--- start INPUT MATERIAL ---

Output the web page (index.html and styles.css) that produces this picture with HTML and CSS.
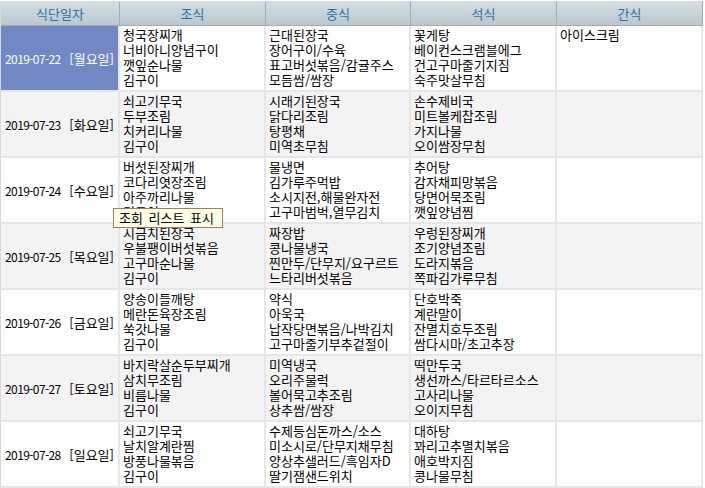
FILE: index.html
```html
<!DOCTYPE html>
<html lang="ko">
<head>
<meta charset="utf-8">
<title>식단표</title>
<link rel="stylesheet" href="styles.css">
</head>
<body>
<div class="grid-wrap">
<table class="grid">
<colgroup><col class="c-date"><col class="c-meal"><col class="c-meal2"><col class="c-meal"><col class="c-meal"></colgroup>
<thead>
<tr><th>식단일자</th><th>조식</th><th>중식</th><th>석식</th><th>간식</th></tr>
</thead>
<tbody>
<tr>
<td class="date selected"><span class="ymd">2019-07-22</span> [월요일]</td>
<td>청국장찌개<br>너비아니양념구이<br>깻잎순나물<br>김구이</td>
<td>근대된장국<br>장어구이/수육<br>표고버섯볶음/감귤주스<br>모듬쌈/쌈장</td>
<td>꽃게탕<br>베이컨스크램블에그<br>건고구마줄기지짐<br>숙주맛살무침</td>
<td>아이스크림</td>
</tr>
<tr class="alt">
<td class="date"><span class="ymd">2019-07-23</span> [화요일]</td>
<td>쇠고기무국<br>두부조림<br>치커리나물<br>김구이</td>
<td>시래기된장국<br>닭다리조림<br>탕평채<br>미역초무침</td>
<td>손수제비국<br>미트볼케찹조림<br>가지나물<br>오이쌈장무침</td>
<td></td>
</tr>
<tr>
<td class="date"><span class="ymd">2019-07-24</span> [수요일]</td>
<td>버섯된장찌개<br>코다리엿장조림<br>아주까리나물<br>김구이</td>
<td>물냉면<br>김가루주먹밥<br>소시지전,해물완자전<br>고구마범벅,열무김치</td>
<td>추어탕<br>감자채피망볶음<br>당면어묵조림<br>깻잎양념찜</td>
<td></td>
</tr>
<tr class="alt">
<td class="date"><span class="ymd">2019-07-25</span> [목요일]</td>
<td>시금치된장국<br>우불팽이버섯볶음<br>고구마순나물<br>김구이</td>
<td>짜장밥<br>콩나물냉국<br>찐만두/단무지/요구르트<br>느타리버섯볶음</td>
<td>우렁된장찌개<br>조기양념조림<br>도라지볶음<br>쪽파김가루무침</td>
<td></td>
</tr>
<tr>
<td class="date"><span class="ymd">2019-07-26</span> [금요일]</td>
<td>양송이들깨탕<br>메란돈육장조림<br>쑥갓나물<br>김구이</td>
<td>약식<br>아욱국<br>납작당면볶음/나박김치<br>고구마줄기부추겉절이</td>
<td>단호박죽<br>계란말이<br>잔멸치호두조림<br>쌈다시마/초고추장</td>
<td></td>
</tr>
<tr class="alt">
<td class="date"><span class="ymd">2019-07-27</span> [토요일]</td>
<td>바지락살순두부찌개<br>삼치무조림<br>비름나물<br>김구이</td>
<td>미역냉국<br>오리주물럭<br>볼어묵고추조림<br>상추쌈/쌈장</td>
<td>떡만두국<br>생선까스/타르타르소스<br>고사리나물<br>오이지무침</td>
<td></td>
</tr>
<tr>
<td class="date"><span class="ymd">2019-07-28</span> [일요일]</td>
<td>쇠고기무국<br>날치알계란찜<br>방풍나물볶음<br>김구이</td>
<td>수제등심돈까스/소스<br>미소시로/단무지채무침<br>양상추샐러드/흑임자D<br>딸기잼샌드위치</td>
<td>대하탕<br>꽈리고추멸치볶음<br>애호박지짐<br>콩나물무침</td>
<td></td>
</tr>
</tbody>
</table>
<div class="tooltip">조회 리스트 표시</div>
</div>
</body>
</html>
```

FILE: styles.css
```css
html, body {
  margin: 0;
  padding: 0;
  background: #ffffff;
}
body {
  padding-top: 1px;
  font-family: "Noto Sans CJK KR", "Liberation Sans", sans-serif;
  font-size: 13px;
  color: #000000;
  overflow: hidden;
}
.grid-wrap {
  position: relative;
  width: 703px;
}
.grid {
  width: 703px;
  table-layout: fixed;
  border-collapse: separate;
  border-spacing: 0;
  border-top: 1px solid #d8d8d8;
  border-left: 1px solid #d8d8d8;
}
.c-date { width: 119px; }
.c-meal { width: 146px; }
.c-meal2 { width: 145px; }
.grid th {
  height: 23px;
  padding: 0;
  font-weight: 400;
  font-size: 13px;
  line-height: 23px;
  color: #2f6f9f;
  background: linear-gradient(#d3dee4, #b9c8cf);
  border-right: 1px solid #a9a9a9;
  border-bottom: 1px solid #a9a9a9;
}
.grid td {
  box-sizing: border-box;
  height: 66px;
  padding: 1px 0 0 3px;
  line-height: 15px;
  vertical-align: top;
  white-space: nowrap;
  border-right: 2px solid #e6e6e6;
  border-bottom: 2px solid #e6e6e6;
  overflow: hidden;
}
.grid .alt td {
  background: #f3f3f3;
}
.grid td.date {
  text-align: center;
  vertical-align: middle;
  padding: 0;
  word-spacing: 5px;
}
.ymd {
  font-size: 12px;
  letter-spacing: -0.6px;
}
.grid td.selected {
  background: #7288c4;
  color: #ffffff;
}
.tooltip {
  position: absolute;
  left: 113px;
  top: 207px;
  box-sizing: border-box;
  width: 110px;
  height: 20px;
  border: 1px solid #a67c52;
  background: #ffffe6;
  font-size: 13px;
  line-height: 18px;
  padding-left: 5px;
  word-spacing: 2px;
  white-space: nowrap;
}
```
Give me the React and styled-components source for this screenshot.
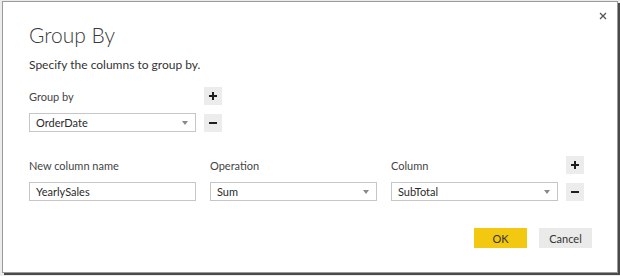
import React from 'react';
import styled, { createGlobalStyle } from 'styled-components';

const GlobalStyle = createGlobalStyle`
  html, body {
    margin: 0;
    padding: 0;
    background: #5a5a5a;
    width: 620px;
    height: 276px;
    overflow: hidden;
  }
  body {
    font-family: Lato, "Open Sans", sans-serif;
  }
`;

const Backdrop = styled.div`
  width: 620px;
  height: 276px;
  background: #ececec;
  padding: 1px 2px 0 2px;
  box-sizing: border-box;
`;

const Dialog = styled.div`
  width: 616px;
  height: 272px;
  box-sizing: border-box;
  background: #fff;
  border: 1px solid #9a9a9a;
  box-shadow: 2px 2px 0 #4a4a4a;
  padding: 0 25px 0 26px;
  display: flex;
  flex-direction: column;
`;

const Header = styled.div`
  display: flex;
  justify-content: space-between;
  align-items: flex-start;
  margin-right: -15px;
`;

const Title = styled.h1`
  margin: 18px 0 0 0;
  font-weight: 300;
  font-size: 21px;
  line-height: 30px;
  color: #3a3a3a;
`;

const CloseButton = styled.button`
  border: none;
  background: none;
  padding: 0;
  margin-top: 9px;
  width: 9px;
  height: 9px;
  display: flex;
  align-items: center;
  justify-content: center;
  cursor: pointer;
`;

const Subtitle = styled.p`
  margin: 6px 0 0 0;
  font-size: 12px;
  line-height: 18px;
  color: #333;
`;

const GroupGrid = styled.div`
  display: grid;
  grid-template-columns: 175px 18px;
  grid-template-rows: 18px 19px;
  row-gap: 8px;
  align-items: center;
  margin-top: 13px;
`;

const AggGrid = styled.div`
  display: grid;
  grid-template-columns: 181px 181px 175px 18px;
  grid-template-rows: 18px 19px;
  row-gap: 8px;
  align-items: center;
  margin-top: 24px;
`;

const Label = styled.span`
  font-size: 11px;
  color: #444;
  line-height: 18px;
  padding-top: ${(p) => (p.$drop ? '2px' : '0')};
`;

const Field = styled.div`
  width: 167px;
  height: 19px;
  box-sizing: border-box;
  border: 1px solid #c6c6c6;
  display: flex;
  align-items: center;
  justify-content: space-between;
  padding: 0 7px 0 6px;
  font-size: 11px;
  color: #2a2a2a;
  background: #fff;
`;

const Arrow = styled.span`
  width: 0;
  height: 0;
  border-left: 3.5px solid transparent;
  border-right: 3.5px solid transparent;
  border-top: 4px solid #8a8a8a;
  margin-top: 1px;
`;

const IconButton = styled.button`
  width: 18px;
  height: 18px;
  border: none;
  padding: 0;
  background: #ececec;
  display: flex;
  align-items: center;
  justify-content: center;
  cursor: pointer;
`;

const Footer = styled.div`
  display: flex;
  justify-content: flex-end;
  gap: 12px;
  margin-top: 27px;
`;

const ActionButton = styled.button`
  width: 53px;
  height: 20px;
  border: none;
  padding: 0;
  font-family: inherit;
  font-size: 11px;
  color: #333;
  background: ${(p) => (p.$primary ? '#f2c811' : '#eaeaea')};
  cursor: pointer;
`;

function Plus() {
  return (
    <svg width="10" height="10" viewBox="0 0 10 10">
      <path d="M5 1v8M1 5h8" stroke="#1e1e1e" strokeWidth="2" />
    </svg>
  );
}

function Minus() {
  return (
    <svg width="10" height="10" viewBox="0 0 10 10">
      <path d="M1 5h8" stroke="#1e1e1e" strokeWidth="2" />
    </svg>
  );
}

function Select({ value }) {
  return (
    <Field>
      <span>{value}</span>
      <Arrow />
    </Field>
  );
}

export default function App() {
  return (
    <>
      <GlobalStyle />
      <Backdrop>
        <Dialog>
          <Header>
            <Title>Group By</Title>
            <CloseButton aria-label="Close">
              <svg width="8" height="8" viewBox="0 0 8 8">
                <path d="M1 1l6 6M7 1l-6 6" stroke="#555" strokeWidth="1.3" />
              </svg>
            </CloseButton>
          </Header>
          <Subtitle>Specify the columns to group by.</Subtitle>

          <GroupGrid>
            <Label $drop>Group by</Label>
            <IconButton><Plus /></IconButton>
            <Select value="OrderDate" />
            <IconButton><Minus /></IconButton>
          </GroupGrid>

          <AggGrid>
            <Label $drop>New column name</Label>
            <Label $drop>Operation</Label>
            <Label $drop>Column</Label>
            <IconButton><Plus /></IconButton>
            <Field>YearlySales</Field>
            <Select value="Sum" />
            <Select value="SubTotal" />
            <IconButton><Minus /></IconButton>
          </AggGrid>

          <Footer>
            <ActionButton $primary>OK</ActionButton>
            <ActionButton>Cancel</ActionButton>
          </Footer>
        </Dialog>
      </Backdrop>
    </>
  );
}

--- end INPUT MATERIAL ---

Copy out all lines from the material above that contain the string "index".

Output the web page (index.html and styles.css) that produces this picture with HTML and CSS.
FILE: index.html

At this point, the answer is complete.